Gather up the lines that contain "page".

## PROVIDED ENTRIES
--- begin ---

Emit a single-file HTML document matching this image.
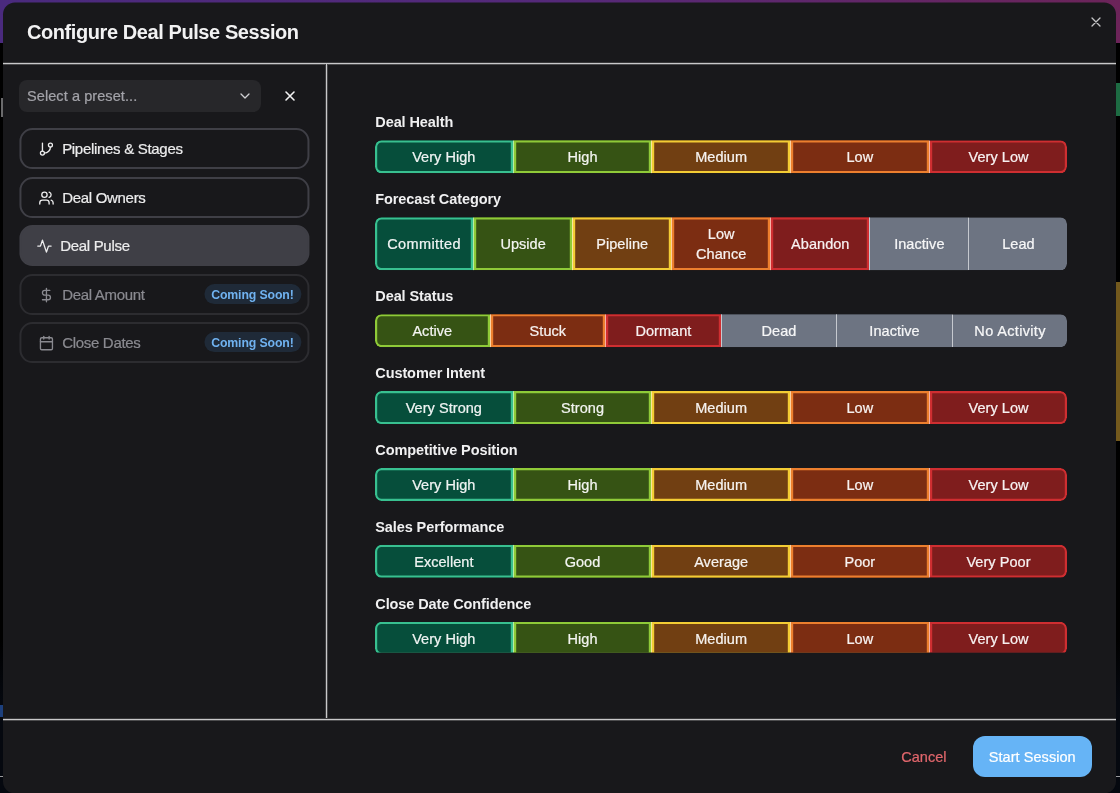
<!DOCTYPE html>
<html lang="en">
<head>
<meta charset="utf-8">
<title>Configure Deal Pulse Session</title>
<style>
*{box-sizing:border-box;margin:0;padding:0}
html,body{width:1120px;height:793px;overflow:hidden;background:#000}
body{font-family:"Liberation Sans",Arial,sans-serif;color:#ececed;position:relative;-webkit-text-stroke:0.22px currentColor}
h1,.lbl,.chip{-webkit-text-stroke:0}
#page{position:absolute;left:0;top:0;width:1120px;height:793px;overflow:hidden;will-change:transform}
.abs{position:absolute}
#bg{position:absolute;left:0;top:0;width:1120px;height:793px;background:#000;overflow:hidden}
#bg div{position:absolute}
#modal{position:absolute;left:3px;top:2px;width:1113px;height:791px;transform:translateY(0.4px);background:#18181b;border-radius:12px}
.hline{position:absolute;left:3px;width:1113px;height:3px;background:linear-gradient(180deg,#38383a 0,#38383a 1px,#c8c8ca 1px,#c8c8ca 2px,#4c4c4e 2px,#4c4c4e 3px)}
.vline{position:absolute;width:3px;background:linear-gradient(90deg,#3c3c3e 0,#3c3c3e 1px,#c8c8ca 1px,#c8c8ca 2px,#444446 2px,#444446 3px)}
h1{position:absolute;left:27px;top:18.6px;font-size:20px;line-height:26px;font-weight:700;color:#f2f2f3;white-space:nowrap;letter-spacing:-0.42px}
.select{position:absolute;left:19px;top:80px;width:242px;height:32px;border-radius:8px;background:#27272a;color:#a3a3a9;letter-spacing:0.08px;font-size:14.5px;line-height:32.2px;padding-left:8px;white-space:nowrap}
.nav{position:absolute;left:19px;width:290px;height:41px;transform:translate(0.45px,0.1px);border:2px solid #3f3f46;border-radius:13px;font-size:15px;color:#ececed;display:flex;align-items:center;padding-left:16.5px;letter-spacing:-0.3px;white-space:nowrap}
.nav svg{width:16px;height:16px;margin-right:8.2px;flex:none}
.nav.active{background:#3f3f46;border-color:#3f3f46;padding-left:14.5px}
.nav.dis{color:#8a8a90;border-color:#2c2c30}
.chip{position:absolute;right:6.5px;top:8.3px;height:20px;width:97px;text-align:center;border-radius:10px;background:#1f2a38;color:#70b2f0;font-size:12.3px;font-weight:700;line-height:20px;padding-top:1px;letter-spacing:-0.12px}
.lbl{position:absolute;left:375px;transform:translate(0.3px,0);font-size:14.5px;font-weight:700;color:#f0f0f1;line-height:20px;white-space:nowrap;letter-spacing:-0.1px}
.grp{position:absolute;left:375px;width:692.4px;height:33px;display:flex;border-radius:6.5px;overflow:hidden;transform:translate(0,0.4px)}
.grp>div:first-child{border-radius:6.5px 0 0 6.5px;border-left:0}
.grp>div:last-child{border-radius:0 6.5px 6.5px 0}
.grp>div{flex:1 1 0;min-width:0;width:0;border-left:1px solid #ccc;display:flex;align-items:center;justify-content:center;text-align:center;font-size:14.5px;line-height:20px;color:rgba(255,255,255,.93);white-space:nowrap;letter-spacing:0.05px}
.c1{border-left-color:#a6ecd0 !important;background:#064e3b;box-shadow:inset 0 0 0 2.2px #38c090}
.c2{border-left-color:#b6eea4 !important;background:#365314;box-shadow:inset 0 0 0 2.2px #8fca38}
.c3{border-left-color:#f6e89a !important;background:#713f12;box-shadow:inset 0 0 0 2.2px #f3cc34}
.c4{border-left-color:#fcd2a0 !important;background:#7c2d12;box-shadow:inset 0 0 0 2.2px #ec7f2e}
.c5{border-left-color:#f8b0a4 !important;background:#7f1d1d;box-shadow:inset 0 0 0 2.2px #cf2e31}
.c0{border-left-color:#c6c9cf !important;background:#6d7482}
.cancel{position:absolute;left:901.3px;top:747px;font-size:14.5px;line-height:20px;color:#e0666c;white-space:nowrap}
.start{position:absolute;left:973px;top:736px;width:118.5px;height:40.5px;border-radius:12px;background:#66b4f6;color:#fff;font-size:14.5px;line-height:42.4px;text-align:center;white-space:nowrap;letter-spacing:0.05px}
</style>
</head>
<body>
<div id="page">
<div id="bg">
<div style="left:0;top:0;width:1120px;height:43px;background:linear-gradient(90deg,#4a2a7e 0%,#55297a 50%,#6c2459 100%)"></div>
<div style="left:1px;top:98px;width:2px;height:19px;background:#6a6a6c"></div>
<div style="left:1112px;top:83px;width:8px;height:33px;background:#1d6b43"></div>
<div style="left:1112px;top:282px;width:8px;height:159px;background:#73591d"></div>
<div style="left:0;top:640px;width:1120px;height:153px;background:linear-gradient(180deg,#000 0%,#05080f 40%,#05080f 100%)"></div>
<div style="left:0;top:776px;width:1120px;height:1px;background:#9a9a9c"></div>
<div style="left:0;top:705px;width:3px;height:12px;background:#1c3f7c"></div>
</div>
<div id="modal" role="dialog" aria-label="Configure Deal Pulse Session"></div>
<h1>Configure Deal Pulse Session</h1>
<svg class="abs" style="left:1088.6px;top:15.2px;width:14px;height:14px" viewBox="0 0 14 14"><path d="M3 3 L11 11 M11 3 L3 11" stroke="#c4c4c6" stroke-width="1.3" stroke-linecap="round" fill="none"/></svg>
<div class="hline" style="top:62px"></div>
<div class="select" role="combobox">Select a preset...<svg class="abs" style="left:219.7px;top:10.4px;width:12px;height:12px" viewBox="0 0 12 12"><path d="M2 4 L6 8 L10 4" stroke="#d0d0d3" stroke-width="1.3" stroke-linecap="round" stroke-linejoin="round" fill="none"/></svg></div>
<svg class="abs" style="left:283.5px;top:90.3px;width:12px;height:12px" viewBox="0 0 12 12"><path d="M2 2 L10 10 M10 2 L2 10" stroke="#f2f2f3" stroke-width="1.6" stroke-linecap="round" fill="none"/></svg>
<div class="nav" role="tab" style="top:128px"><svg viewBox="0 0 24 24" fill="none" stroke="currentColor" stroke-width="2" stroke-linecap="round" stroke-linejoin="round"><line x1="6" y1="3" x2="6" y2="15"/><circle cx="18" cy="6" r="3"/><circle cx="6" cy="18" r="3"/><path d="M18 9a9 9 0 0 1-9 9"/></svg>Pipelines &amp; Stages</div>
<div class="nav" role="tab" style="top:177px"><svg viewBox="0 0 24 24" fill="none" stroke="currentColor" stroke-width="2" stroke-linecap="round" stroke-linejoin="round"><path d="M16 21v-2a4 4 0 0 0-4-4H6a4 4 0 0 0-4 4v2"/><circle cx="9" cy="7" r="4"/><path d="M22 21v-2a4 4 0 0 0-3-3.87"/><path d="M16 3.13a4 4 0 0 1 0 7.75"/></svg>Deal Owners</div>
<div class="nav active" role="tab" style="top:225px"><svg viewBox="0 0 24 24" fill="none" stroke="currentColor" stroke-width="2" stroke-linecap="round" stroke-linejoin="round"><path d="M22 12h-4l-3 9L9 3l-3 9H2"/></svg>Deal Pulse</div>
<div class="nav dis" role="tab" style="top:274px"><svg viewBox="0 0 24 24" fill="none" stroke="currentColor" stroke-width="2" stroke-linecap="round" stroke-linejoin="round"><line x1="12" y1="2" x2="12" y2="22"/><path d="M17 5H9.5a3.5 3.5 0 0 0 0 7h5a3.5 3.5 0 0 1 0 7H6"/></svg>Deal Amount<span class="chip">Coming Soon!</span></div>
<div class="nav dis" role="tab" style="top:322px"><svg viewBox="0 0 24 24" fill="none" stroke="currentColor" stroke-width="2" stroke-linecap="round" stroke-linejoin="round"><rect x="3" y="4" width="18" height="18" rx="2"/><line x1="16" y1="2" x2="16" y2="6"/><line x1="8" y1="2" x2="8" y2="6"/><line x1="3" y1="10" x2="21" y2="10"/></svg>Close Dates<span class="chip">Coming Soon!</span></div>
<div class="vline" style="left:325px;top:64px;height:655px"></div>
<div class="lbl" style="top:112px">Deal Health</div>
<div class="grp" role="group" aria-label="Deal Health" style="top:140px;height:33px;transform:translate(0,0.3px)"><div class="c1" role="button">Very High</div><div class="c2" role="button">High</div><div class="c3" role="button">Medium</div><div class="c4" role="button">Low</div><div class="c5" role="button">Very Low</div></div>
<div class="lbl" style="top:189px">Forecast Category</div>
<div class="grp" role="group" aria-label="Forecast Category" style="top:217px;height:53px;transform:translate(0,0.3px)"><div class="c1" role="button"><span style="letter-spacing:0.4px">Committed</span></div><div class="c2" role="button">Upside</div><div class="c3" role="button">Pipeline</div><div class="c4" role="button">Low<br>Chance</div><div class="c5" role="button">Abandon</div><div class="c0" role="button">Inactive</div><div class="c0" role="button">Lead</div></div>
<div class="lbl" style="top:286px">Deal Status</div>
<div class="grp" role="group" aria-label="Deal Status" style="top:314px;height:33px;transform:translate(0,0.15px)"><div class="c2" role="button">Active</div><div class="c4" role="button">Stuck</div><div class="c5" role="button">Dormant</div><div class="c0" role="button">Dead</div><div class="c0" role="button">Inactive</div><div class="c0" role="button"><span style="letter-spacing:0.35px">No Activity</span></div></div>
<div class="lbl" style="top:363px">Customer Intent</div>
<div class="grp" role="group" aria-label="Customer Intent" style="top:391px;height:33px;transform:translate(0,0.1px)"><div class="c1" role="button">Very Strong</div><div class="c2" role="button">Strong</div><div class="c3" role="button">Medium</div><div class="c4" role="button">Low</div><div class="c5" role="button">Very Low</div></div>
<div class="lbl" style="top:440px">Competitive Position</div>
<div class="grp" role="group" aria-label="Competitive Position" style="top:468px;height:33px;transform:translate(0,0px)"><div class="c1" role="button">Very High</div><div class="c2" role="button">High</div><div class="c3" role="button">Medium</div><div class="c4" role="button">Low</div><div class="c5" role="button">Very Low</div></div>
<div class="lbl" style="top:517px">Sales Performance</div>
<div class="grp" role="group" aria-label="Sales Performance" style="top:545px;height:33px;transform:translate(0,-0.2px)"><div class="c1" role="button">Excellent</div><div class="c2" role="button">Good</div><div class="c3" role="button">Average</div><div class="c4" role="button">Poor</div><div class="c5" role="button">Very Poor</div></div>
<div class="lbl" style="top:594px">Close Date Confidence</div>
<div class="grp" role="group" aria-label="Close Date Confidence" style="top:622px;height:33px;transform:translate(0,-0.2px);clip-path:inset(0 0 2.2px 0)"><div class="c1" role="button">Very High</div><div class="c2" role="button">High</div><div class="c3" role="button">Medium</div><div class="c4" role="button">Low</div><div class="c5" role="button">Very Low</div></div>
<div class="hline" style="top:718px"></div>
<div class="cancel" role="button">Cancel</div>
<div class="start" role="button">Start Session</div>
</div>
</body>
</html>
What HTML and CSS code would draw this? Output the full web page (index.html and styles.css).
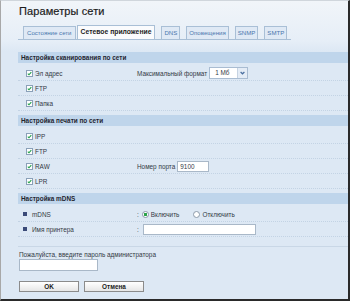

--- end ---

## CORRECT OUTPUT
#page{position:absolute;left:0;top:0;width:1120px;height:793px;overflow:hidden;will-change:transform}
<div id="page">
What HTML and CSS code would draw this? Output the full web page (index.html and styles.css).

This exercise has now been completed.